Немного красного вина, Немного солнечного мая — И тоненький бисквит ломая, Тончайших пальцев белизна.

Тут нет ничего, кроме хмельной радости называть пребывающее в мире легкими и точными словами.

Вот как он сам исчерпывающе и сжато сказал о сути акмеизма: «Прочь от символизма, да здравствует живая роза!» Так он был просто реалистом, наш поэт! Новую русскую поэзию Мандельштам вел от Иннокентия Анненского, обладавшего внутренним эллинизмом, адекватным духу русского языка. А что такое «эллинизм», по Мандельштаму? «Эллинизм — это печной горшок, ухват, крынка с молоком, это домашняя утварь, посуда, все окружение тела; эллинизм — это тепло очага, ощущаемое, как священное, всякая одежда, возлагаемая на плечи любым. Эллинизм — это всякая печка, около которой сидит человек и ценит ее тепло, как родственное его внутреннему теплу».
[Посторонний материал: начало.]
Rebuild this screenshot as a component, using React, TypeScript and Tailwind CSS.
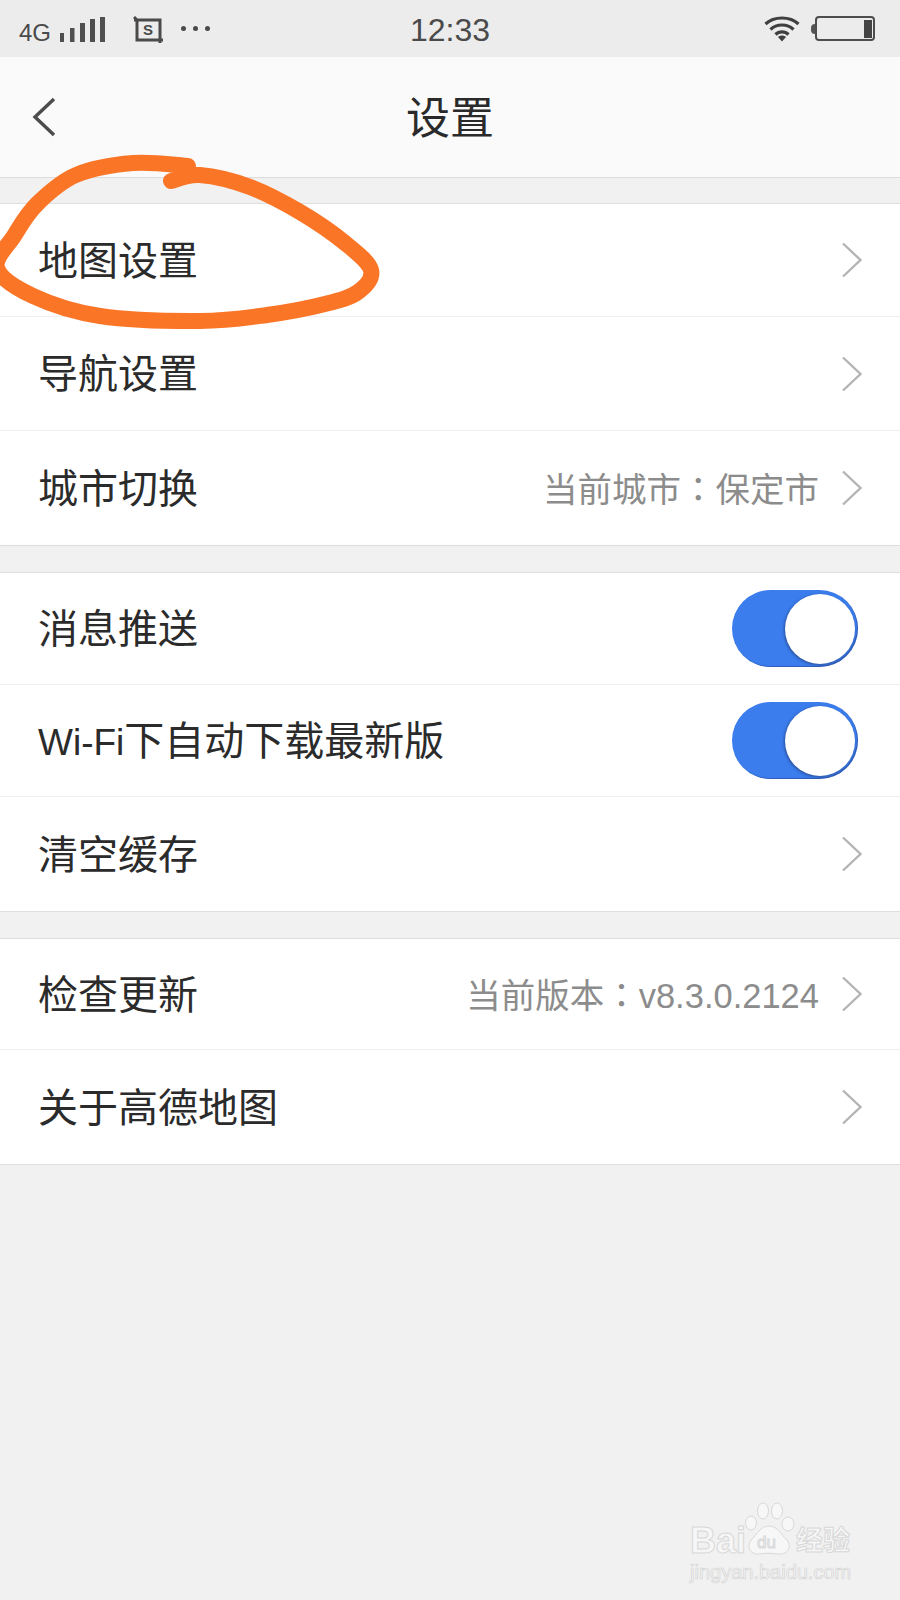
import React from 'react';

const Chevron = () => (
  <svg width="22" height="36" viewBox="0 0 22 36" fill="none" className="shrink-0">
    <path d="M2 1.5 L19.5 18 L2 34.5" stroke="#b4b4b4" strokeWidth="2.4" />
  </svg>
);

const Toggle = () => (
  <div className="flex h-[77px] w-[126px] items-center justify-end rounded-full bg-[#3b7ded] pr-[3px] shadow-[inset_-1px_-1px_1px_rgba(40,70,140,0.55)]">
    <div className="h-[70px] w-[70px] rounded-full bg-white shadow-[-1px_1px_3px_rgba(30,50,100,0.6)]" />
  </div>
);

type RowProps = {
  label: React.ReactNode;
  value?: [string, string];
  toggle?: boolean;
  last?: boolean;
  height: string;
};

const Row: React.FC<RowProps> = ({ label, value, toggle, last, height }) => (
  <div className={`flex items-center pl-[38px] ${toggle ? 'pr-[42px]' : 'pr-[37px]'} ${height} ${last ? '' : 'border-b border-[#efefef]'}`}>
    <span className="flex-1 pt-[1px] text-[40px] leading-none text-[#2b2b2b]">{label}</span>
    {value && (
      <span className="mr-[22px] pt-[1px] text-[34.5px] leading-none text-[#8c8c8c]">
        {value[0]}
        <span className="[font-family:'Noto_Sans_CJK_TC',sans-serif]">：</span>
        {value[1]}
      </span>
    )}
    {toggle ? <Toggle /> : <Chevron />}
  </div>
);

const StatusBar = () => (
  <div className="flex h-[57px] shrink-0 items-center bg-[#ececec] pl-[19px] pr-[25px] text-[#4a4a4a]">
    <span className="w-[41px] pt-[9px] text-[24px] leading-none">4G</span>
    <svg width="46" height="26" viewBox="0 0 46 26" fill="#4f4f4f" className="mt-[3px]">
      <rect x="0" y="16" width="4" height="9" />
      <rect x="10" y="11" width="4.5" height="14" />
      <rect x="20" y="6" width="5" height="19" />
      <rect x="30" y="2" width="5" height="23" />
      <rect x="40" y="0" width="5" height="25" />
    </svg>
    <div className="relative ml-[27px] mt-[1px] h-[27px] w-[31px]">
      <svg width="31" height="27" viewBox="0 0 31 27" fill="none" stroke="#4a4a4a" strokeWidth="3" className="absolute inset-0">
        <path d="M1 1 L4 4 V24 H30 M1 4 H27 V27" />
      </svg>
      <span className="absolute left-[10px] top-[6px] text-[15px] font-bold leading-none">S</span>
    </div>
    <div className="ml-[17px] flex gap-[7px]">
      <div className="h-[5px] w-[5px] rounded-full bg-[#4a4a4a]" />
      <div className="h-[5px] w-[5px] rounded-full bg-[#4a4a4a]" />
      <div className="h-[5px] w-[5px] rounded-full bg-[#4a4a4a]" />
    </div>
    <span className="ml-[200px] pt-[2px] text-[32px] leading-none">12:33</span>
    <svg width="36" height="27" viewBox="0 0 36 27" fill="none" stroke="#3f3f3f" strokeWidth="3.2" className="ml-auto">
      <path d="M1.5 9 C10 1 26 1 34.5 9" />
      <path d="M6.5 14.5 C12.5 8.5 23.5 8.5 29.5 14.5" />
      <path d="M11.5 19.5 C15 16 21 16 24.5 19.5" />
      <path d="M14 22 L18 26.5 L22 22 C20 20 16 20 14 22 Z" fill="#3f3f3f" stroke="none" />
    </svg>
    <div className="ml-[11px] h-[10px] w-[4px] rounded-l-full bg-[#555]" />
    <div className="flex h-[25px] w-[60px] items-center justify-end rounded-[4px] border-2 border-[#4d4d4d] pr-[1px]">
      <div className="h-[18px] w-[8px] bg-[#444]" />
    </div>
  </div>
);

// hand-drawn loop, points traced off the screenshot
const loop: [number, number][] = [
  [171, 181], [200, 175], [250, 187], [300, 212], [345, 243], [371, 270], [358, 292], [325, 304],
  [267, 315], [200, 321], [100, 316], [33, 296], [-3, 268], [14, 236], [37, 204], [76, 175],
  [133, 163], [188, 166],
];

const smoothPath = (pts: [number, number][]) => {
  let d = `M${pts[0][0]} ${pts[0][1]}`;
  for (let i = 0; i < pts.length - 1; i++) {
    const p0 = pts[Math.max(i - 1, 0)];
    const p1 = pts[i];
    const p2 = pts[i + 1];
    const p3 = pts[Math.min(i + 2, pts.length - 1)];
    d += ` C${p1[0] + (p2[0] - p0[0]) / 6} ${p1[1] + (p2[1] - p0[1]) / 6} ${p2[0] - (p3[0] - p1[0]) / 6} ${p2[1] - (p3[1] - p1[1]) / 6} ${p2[0]} ${p2[1]}`;
  }
  return d;
};

const Scribble = () => (
  <svg width="400" height="340" viewBox="0 0 400 340" fill="none" className="absolute left-0 top-0">
    <path d={smoothPath(loop)} stroke="#fb7527" strokeWidth="16" strokeLinecap="round" strokeLinejoin="round" />
  </svg>
);

const Watermark = () => (
  <div className="absolute left-[690px] top-[1502px] flex w-[170px] flex-col text-[#f6f6f6]">
    <div className="flex h-[54px] items-end">
      <span className="text-[36px] font-bold leading-[30px] [-webkit-text-stroke:1px_#d8d8d8]">Bai</span>
      <svg width="52" height="54" viewBox="0 0 52 54" fill="#f7f7f7" stroke="#d8d8d8" strokeWidth="1" className="-ml-[2px] shrink-0">
        <ellipse cx="7" cy="21" rx="5.5" ry="7" />
        <ellipse cx="19" cy="9" rx="5.5" ry="8" />
        <ellipse cx="33" cy="9" rx="5.5" ry="8" />
        <ellipse cx="44" cy="22" rx="6" ry="7" />
        <path d="M25 24 C34 24 37 33 43 38 C49 46 42 53 34 52 C28 51 22 51 16 52 C7 53 2 46 7 38 C13 33 16 24 25 24 Z" />
        <text x="13" y="46" fontSize="17" fontFamily="Liberation Sans" fill="#f3f3f3">du</text>
      </svg>
      <span className="text-[27px] font-bold leading-[30px] [-webkit-text-stroke:1px_#d8d8d8]">经验</span>
    </div>
    <span className="mt-[6px] text-[20px] leading-[20px] [-webkit-text-stroke:0.7px_#d4d4d4]">jingyan.baidu.com</span>
  </div>
);

export default function App() {
  return (
    <div className="relative flex h-[1600px] w-[900px] flex-col overflow-hidden bg-[#f1f1f1] [font-family:'Liberation_Sans','Noto_Sans_CJK_SC',sans-serif]">
      <StatusBar />

      <div className="relative flex h-[121px] shrink-0 items-center justify-center border-b border-[#dcdcdc] bg-[#fafafa]">
        <svg width="24" height="40" viewBox="0 0 24 40" fill="none" className="absolute left-[32px] top-[40px]">
          <path d="M22 2 L3 20 L22 38" stroke="#4c4c4c" strokeWidth="3.4" />
        </svg>
        <span className="pt-[3px] text-[44px] leading-none text-[#2a2a2a]">设置</span>
      </div>

      <div className="mt-[25px] border-y border-[#dedede] bg-white">
        <Row label="地图设置" height="h-[113px]" />
        <Row label="导航设置" height="h-[114px]" />
        <Row label="城市切换" value={['当前城市', '保定市']} height="h-[114px]" last />
      </div>

      <div className="mt-[26px] border-y border-[#dedede] bg-white">
        <Row label="消息推送" toggle height="h-[112px]" />
        <Row
          label={
            <>
              <span className="text-[37px]">Wi-Fi</span>下自动下载最新版
            </>
          }
          toggle
          height="h-[112px]"
        />
        <Row label="清空缓存" height="h-[114px]" last />
      </div>

      <div className="mt-[26px] border-y border-[#dedede] bg-white">
        <Row label="检查更新" value={['当前版本', 'v8.3.0.2124']} height="h-[111px]" />
        <Row label="关于高德地图" height="h-[114px]" last />
      </div>

      <Scribble />
      <Watermark />
    </div>
  );
}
Да ведь все это пушкинское, хотя Александр Сергеевич никак не определял свою поэзию.

И вдруг этот акмеист переставал верить в истинность слова, в его соответствие сути, молчание обещало куда больше, чем звучащая речь:

Ни о чем не нужно говорить, Ничему не следует учить, И печальна так и хороша Темная звериная душа: Ничему не хочет научить, Не умеет вовсе говорить И плывет дельфином молодым По седым пучинам мировым.

И это не мимолетная утрата веры в могущество слова, — с ликующей убежденностью, что истинен лишь неназванный мир, неовеществившаяся в конечный образ красота, заклинает Мандельштам слово, и Киприду не быть:

Останься пеной, Афродита, И слово в музыку вернись, И сердце сердца устыдись, С первоосновой жизни слито!

Но как естественно и легко меняется мировосприятие Мандельштама, как просто переходит он из одного состояния в другое! Только что он пел надматериальное:

Образ твой, мучительный и зыбкий, Я не мог в тумане осязать. «Господи!» — сказал я по ошибке, Сам того не думая сказать.

И вот уж он отвергает источник всякой зыбкости, размытости, расплывчатости, грезовой отвлеченности — луну, разжаловав ее в… циферблат.

Нет, не луна, а светлый циферблат Сияет мне, и чем я виноват, Что слабых звезд я осязаю млечность? И Батюшкова мне противна спесь: «Который час?» его спросили здесь, А он ответил любопытным: «Вечность».